In requesting the order from Justice Wood, Project Veritas’s lawyers acknowledged that prior restraints on publication are rare but argued that their case fits a narrow exception the law recognizes for documents that may be used in the course of ongoing litigation. This exception recognizes that because parties are forced by the court to disclose materials, courts should have the power to supervise how such forced disclosures are used by the other party. The litigation here is a libel suit Project Veritas filed against The Times in 2020, for its articles on a video the group produced about what it claimed was rampant voter fraud in Minnesota. The video was “probably part of a coordinated disinformation effort,” The Times reported, citing an analysis by researchers at Stanford University and the University of Washington.
The group’s lawyers also argue that the memos are protected by attorney-client privilege and that The Times was under an ethical obligation to return them to Project Veritas, rather than publish them.
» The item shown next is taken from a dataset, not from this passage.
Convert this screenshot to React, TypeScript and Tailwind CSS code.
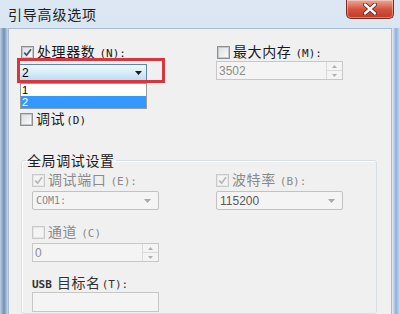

This is not how journalism works. The Times, like any other news organization, makes ethical judgments daily about whether to disclose secret information from governments, corporations and others in the news. But the First Amendment is meant to leave those ethical decisions to journalists, not to courts. The only potential exception is information so sensitive — say, planned troop movements during a war — that its publication could pose a grave threat to American lives or national security.
Project Veritas’s legal memos are not a matter of national security. In fact, but for its ongoing libel suit, the group would have no claim against The Times at all. The memos at issue have nothing to do with that suit and did not come to The Times through the discovery process. Still, Project Veritas is arguing that their publication must be prohibited because the memos contain confidential information that is relevant to the group’s litigation strategy.
It’s an absurd argument and a deeply threatening one to a free press. Consider the consequences: News organizations could be routinely blocked from reporting information about a person or company simply because the subject of that reporting decided the information might one day be used in litigation. More alarming is the prospect that reporters could be barred even from asking questions of sources, lest someone say something that turns out to be privileged. This isn’t a speculative fear; in his earlier order, Justice Wood barred The Times from reporting about anything covered by Project Veritas’s attorney-client privilege. In Friday’s decision, he ordered The Times to destroy any and all copies of the memos that it had obtained, and barred it from reporting on the substance of those memos. The press is free to report on matters of public concern, he wrote, but memos from attorneys to their clients don’t clear that bar.
This is a breathtaking rationale: Justice Wood has taken it upon himself to decide what The Times can and cannot report on. That’s not how the First Amendment is supposed to work.
Journalism, like democracy, thrives in an environment of transparency and freedom. No court should be able to tell The New York Times or any other news organization — or, for that matter, Project Veritas — how to conduct its reporting. Otherwise, it would provide an incentive for any reporter’s subjects to file frivolous libel suits as a means of controlling news coverage about them. More to the point, it would subvert the values embodied by the First Amendment and hobble the functioning of the free press on which a self-governing republic depends.